>> Start Collected material
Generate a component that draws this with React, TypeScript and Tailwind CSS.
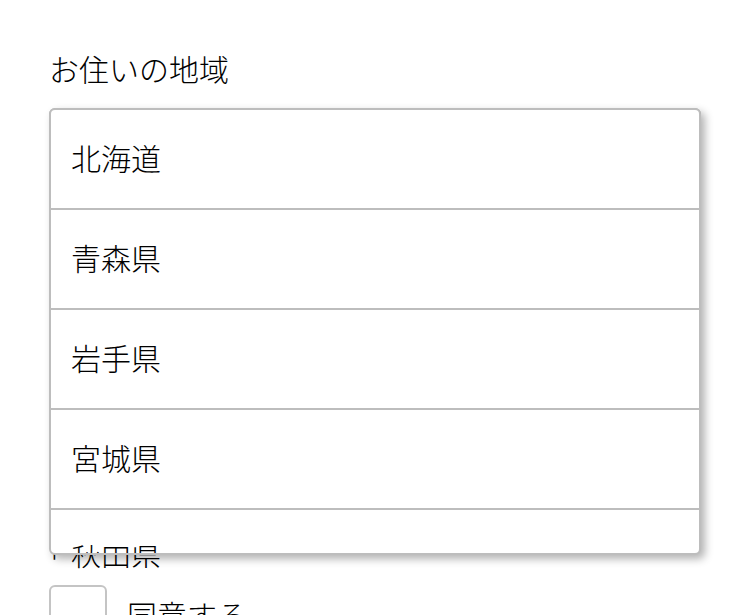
import { useState } from "react";

const PREFS = ["北海道", "青森県", "岩手県", "宮城県", "秋田県", "山形県", "福島県"];

export default function App() {
  const [selected, setSelected] = useState("秋田県");

  return (
    <div
      className="relative min-h-screen bg-white text-black font-light overflow-hidden"
      style={{ fontFamily: '"Noto Sans CJK JP", "Noto Sans", sans-serif' }}
    >
      <div className="px-[49px] pt-[46px]">
        <div className="text-[30px] leading-[45px]">お住いの地域</div>

        {/* select field under the open list */}
        <div className="mt-[17px] h-[60px] w-[652px] rounded-md border-2 border-[#bdbdbd]" />

        <div className="mt-[362px] text-[30px] leading-[45px] whitespace-nowrap">
          <span className="ml-[-15px] inline-block w-[37px]">「</span>
          {selected}
        </div>

        <label className="mt-[10px] flex items-center gap-5">
          <span className="h-[58px] w-[58px] rounded-md border-2 border-[#c4c4c4] bg-white" />
          <span className="text-[30px] leading-[45px]">同意する</span>
        </label>
      </div>

      {/* open listbox */}
      <ul className="absolute left-[49px] top-[108px] h-[447px] w-[652px] overflow-hidden rounded-md border-2 border-[#bdbdbd] bg-white shadow-[4px_4px_8px_rgba(0,0,0,0.3)]">
        {PREFS.map((p) => (
          <li
            key={p}
            onClick={() => setSelected(p)}
            className="flex h-[100px] items-center border-b-2 border-[#bdbdbd] pb-1 pl-5 text-[30px] cursor-pointer"
          >
            {p}
          </li>
        ))}
      </ul>
    </div>
  );
}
>> End Collected material
_Work to complete_
Your task is to return the lines above, from the first one up to and including the line containing "const [selected, setSelected]", minus any pictures.

_Correct answer_
Generate a component that draws this with React, TypeScript and Tailwind CSS.
import { useState } from "react";

const PREFS = ["北海道", "青森県", "岩手県", "宮城県", "秋田県", "山形県", "福島県"];

export default function App() {
  const [selected, setSelected] = useState("秋田県");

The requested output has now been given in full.